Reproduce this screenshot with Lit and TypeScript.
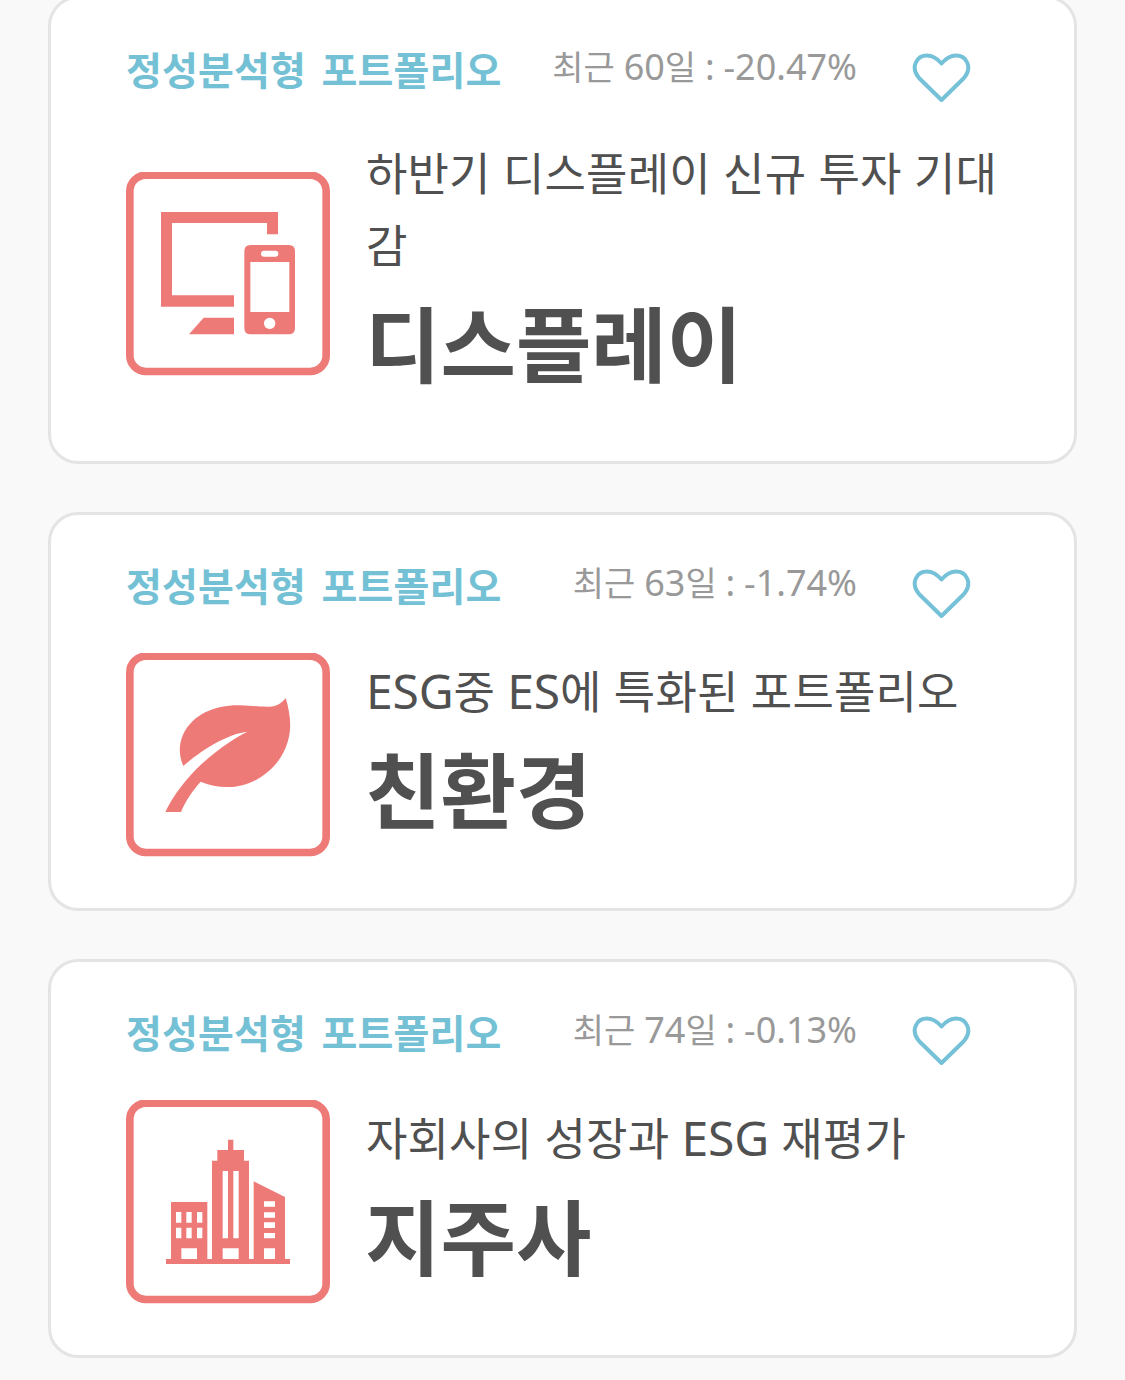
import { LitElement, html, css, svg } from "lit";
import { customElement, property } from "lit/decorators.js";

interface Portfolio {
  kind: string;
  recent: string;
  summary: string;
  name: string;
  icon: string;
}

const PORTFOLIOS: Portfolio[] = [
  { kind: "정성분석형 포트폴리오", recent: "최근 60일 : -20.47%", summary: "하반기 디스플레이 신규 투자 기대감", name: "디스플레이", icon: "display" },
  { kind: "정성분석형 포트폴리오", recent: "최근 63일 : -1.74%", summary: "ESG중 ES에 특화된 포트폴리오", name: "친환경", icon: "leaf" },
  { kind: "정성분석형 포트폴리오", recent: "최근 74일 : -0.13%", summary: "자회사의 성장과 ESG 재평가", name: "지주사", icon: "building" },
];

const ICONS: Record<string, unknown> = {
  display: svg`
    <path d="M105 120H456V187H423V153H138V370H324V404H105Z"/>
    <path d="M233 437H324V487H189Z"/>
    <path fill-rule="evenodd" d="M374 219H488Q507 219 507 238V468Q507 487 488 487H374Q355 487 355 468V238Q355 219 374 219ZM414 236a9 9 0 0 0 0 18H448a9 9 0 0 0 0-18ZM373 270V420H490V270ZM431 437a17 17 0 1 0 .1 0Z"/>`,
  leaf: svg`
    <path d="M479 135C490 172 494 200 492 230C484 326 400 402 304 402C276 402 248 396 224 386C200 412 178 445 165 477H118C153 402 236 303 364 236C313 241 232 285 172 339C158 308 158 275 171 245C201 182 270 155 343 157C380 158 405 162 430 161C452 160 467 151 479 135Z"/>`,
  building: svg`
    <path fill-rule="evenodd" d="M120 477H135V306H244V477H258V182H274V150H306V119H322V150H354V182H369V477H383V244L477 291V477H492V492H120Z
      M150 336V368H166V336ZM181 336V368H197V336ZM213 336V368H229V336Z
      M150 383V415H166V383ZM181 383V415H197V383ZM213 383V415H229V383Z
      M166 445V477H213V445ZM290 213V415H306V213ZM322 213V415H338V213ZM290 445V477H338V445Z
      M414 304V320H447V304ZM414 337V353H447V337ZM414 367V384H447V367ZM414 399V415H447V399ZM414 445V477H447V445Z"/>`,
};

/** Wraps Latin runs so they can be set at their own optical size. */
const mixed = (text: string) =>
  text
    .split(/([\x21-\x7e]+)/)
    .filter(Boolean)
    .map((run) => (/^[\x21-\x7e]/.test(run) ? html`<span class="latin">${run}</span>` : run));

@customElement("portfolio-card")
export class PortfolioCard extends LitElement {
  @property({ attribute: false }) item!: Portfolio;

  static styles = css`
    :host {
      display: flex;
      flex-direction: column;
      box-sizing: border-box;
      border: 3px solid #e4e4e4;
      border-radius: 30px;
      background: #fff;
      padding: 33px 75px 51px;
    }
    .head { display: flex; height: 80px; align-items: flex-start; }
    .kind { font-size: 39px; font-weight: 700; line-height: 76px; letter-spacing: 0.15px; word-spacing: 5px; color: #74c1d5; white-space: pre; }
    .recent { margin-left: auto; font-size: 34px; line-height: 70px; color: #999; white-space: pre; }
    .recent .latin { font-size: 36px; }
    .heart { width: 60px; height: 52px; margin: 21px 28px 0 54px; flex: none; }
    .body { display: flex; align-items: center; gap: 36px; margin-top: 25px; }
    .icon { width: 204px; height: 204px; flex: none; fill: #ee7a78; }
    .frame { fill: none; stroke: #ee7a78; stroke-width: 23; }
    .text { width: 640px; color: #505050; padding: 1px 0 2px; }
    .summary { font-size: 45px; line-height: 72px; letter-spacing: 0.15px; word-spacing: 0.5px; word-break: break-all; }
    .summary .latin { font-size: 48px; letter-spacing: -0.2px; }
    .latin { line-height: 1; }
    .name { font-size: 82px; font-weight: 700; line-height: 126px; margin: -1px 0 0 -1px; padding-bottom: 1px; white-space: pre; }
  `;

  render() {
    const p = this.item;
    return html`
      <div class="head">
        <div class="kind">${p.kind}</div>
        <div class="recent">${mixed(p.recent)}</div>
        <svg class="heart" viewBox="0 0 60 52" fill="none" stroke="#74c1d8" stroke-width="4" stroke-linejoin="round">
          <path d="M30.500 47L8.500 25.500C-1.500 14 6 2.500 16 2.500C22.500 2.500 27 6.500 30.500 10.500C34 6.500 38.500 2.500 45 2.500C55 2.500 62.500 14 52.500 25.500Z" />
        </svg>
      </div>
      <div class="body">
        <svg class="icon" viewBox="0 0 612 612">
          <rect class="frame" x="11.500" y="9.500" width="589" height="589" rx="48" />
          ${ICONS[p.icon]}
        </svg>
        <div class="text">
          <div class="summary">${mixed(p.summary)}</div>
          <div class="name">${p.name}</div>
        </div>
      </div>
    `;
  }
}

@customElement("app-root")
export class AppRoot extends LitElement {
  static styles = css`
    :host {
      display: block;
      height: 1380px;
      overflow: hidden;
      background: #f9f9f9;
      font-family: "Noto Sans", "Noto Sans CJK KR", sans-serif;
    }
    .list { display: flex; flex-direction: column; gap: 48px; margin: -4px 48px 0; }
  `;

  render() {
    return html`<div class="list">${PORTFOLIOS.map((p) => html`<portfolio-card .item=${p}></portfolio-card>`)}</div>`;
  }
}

**EXERCISE DESCRIPTION:** Exclude the images, then output the data above word for word.

**EXERCISE RESPONSE:**
Reproduce this screenshot with Lit and TypeScript.
import { LitElement, html, css, svg } from "lit";
import { customElement, property } from "lit/decorators.js";

interface Portfolio {
  kind: string;
  recent: string;
  summary: string;
  name: string;
  icon: string;
}

const PORTFOLIOS: Portfolio[] = [
  { kind: "정성분석형 포트폴리오", recent: "최근 60일 : -20.47%", summary: "하반기 디스플레이 신규 투자 기대감", name: "디스플레이", icon: "display" },
  { kind: "정성분석형 포트폴리오", recent: "최근 63일 : -1.74%", summary: "ESG중 ES에 특화된 포트폴리오", name: "친환경", icon: "leaf" },
  { kind: "정성분석형 포트폴리오", recent: "최근 74일 : -0.13%", summary: "자회사의 성장과 ESG 재평가", name: "지주사", icon: "building" },
];

const ICONS: Record<string, unknown> = {
  display: svg`
    <path d="M105 120H456V187H423V153H138V370H324V404H105Z"/>
    <path d="M233 437H324V487H189Z"/>
    <path fill-rule="evenodd" d="M374 219H488Q507 219 507 238V468Q507 487 488 487H374Q355 487 355 468V238Q355 219 374 219ZM414 236a9 9 0 0 0 0 18H448a9 9 0 0 0 0-18ZM373 270V420H490V270ZM431 437a17 17 0 1 0 .1 0Z"/>`,
  leaf: svg`
    <path d="M479 135C490 172 494 200 492 230C484 326 400 402 304 402C276 402 248 396 224 386C200 412 178 445 165 477H118C153 402 236 303 364 236C313 241 232 285 172 339C158 308 158 275 171 245C201 182 270 155 343 157C380 158 405 162 430 161C452 160 467 151 479 135Z"/>`,
  building: svg`
    <path fill-rule="evenodd" d="M120 477H135V306H244V477H258V182H274V150H306V119H322V150H354V182H369V477H383V244L477 291V477H492V492H120Z
      M150 336V368H166V336ZM181 336V368H197V336ZM213 336V368H229V336Z
      M150 383V415H166V383ZM181 383V415H197V383ZM213 383V415H229V383Z
      M166 445V477H213V445ZM290 213V415H306V213ZM322 213V415H338V213ZM290 445V477H338V445Z
      M414 304V320H447V304ZM414 337V353H447V337ZM414 367V384H447V367ZM414 399V415H447V399ZM414 445V477H447V445Z"/>`,
};

/** Wraps Latin runs so they can be set at their own optical size. */
const mixed = (text: string) =>
  text
    .split(/([\x21-\x7e]+)/)
    .filter(Boolean)
    .map((run) => (/^[\x21-\x7e]/.test(run) ? html`<span class="latin">${run}</span>` : run));

@customElement("portfolio-card")
export class PortfolioCard extends LitElement {
  @property({ attribute: false }) item!: Portfolio;

  static styles = css`
    :host {
      display: flex;
      flex-direction: column;
      box-sizing: border-box;
      border: 3px solid #e4e4e4;
      border-radius: 30px;
      background: #fff;
      padding: 33px 75px 51px;
    }
    .head { display: flex; height: 80px; align-items: flex-start; }
    .kind { font-size: 39px; font-weight: 700; line-height: 76px; letter-spacing: 0.15px; word-spacing: 5px; color: #74c1d5; white-space: pre; }
    .recent { margin-left: auto; font-size: 34px; line-height: 70px; color: #999; white-space: pre; }
    .recent .latin { font-size: 36px; }
    .heart { width: 60px; height: 52px; margin: 21px 28px 0 54px; flex: none; }
    .body { display: flex; align-items: center; gap: 36px; margin-top: 25px; }
    .icon { width: 204px; height: 204px; flex: none; fill: #ee7a78; }
    .frame { fill: none; stroke: #ee7a78; stroke-width: 23; }
    .text { width: 640px; color: #505050; padding: 1px 0 2px; }
    .summary { font-size: 45px; line-height: 72px; letter-spacing: 0.15px; word-spacing: 0.5px; word-break: break-all; }
    .summary .latin { font-size: 48px; letter-spacing: -0.2px; }
    .latin { line-height: 1; }
    .name { font-size: 82px; font-weight: 700; line-height: 126px; margin: -1px 0 0 -1px; padding-bottom: 1px; white-space: pre; }
  `;

  render() {
    const p = this.item;
    return html`
      <div class="head">
        <div class="kind">${p.kind}</div>
        <div class="recent">${mixed(p.recent)}</div>
        <svg class="heart" viewBox="0 0 60 52" fill="none" stroke="#74c1d8" stroke-width="4" stroke-linejoin="round">
          <path d="M30.500 47L8.500 25.500C-1.500 14 6 2.500 16 2.500C22.500 2.500 27 6.500 30.500 10.500C34 6.500 38.500 2.500 45 2.500C55 2.500 62.500 14 52.500 25.500Z" />
        </svg>
      </div>
      <div class="body">
        <svg class="icon" viewBox="0 0 612 612">
          <rect class="frame" x="11.500" y="9.500" width="589" height="589" rx="48" />
          ${ICONS[p.icon]}
        </svg>
        <div class="text">
          <div class="summary">${mixed(p.summary)}</div>
          <div class="name">${p.name}</div>
        </div>
      </div>
    `;
  }
}

@customElement("app-root")
export class AppRoot extends LitElement {
  static styles = css`
    :host {
      display: block;
      height: 1380px;
      overflow: hidden;
      background: #f9f9f9;
      font-family: "Noto Sans", "Noto Sans CJK KR", sans-serif;
    }
    .list { display: flex; flex-direction: column; gap: 48px; margin: -4px 48px 0; }
  `;

  render() {
    return html`<div class="list">${PORTFOLIOS.map((p) => html`<portfolio-card .item=${p}></portfolio-card>`)}</div>`;
  }
}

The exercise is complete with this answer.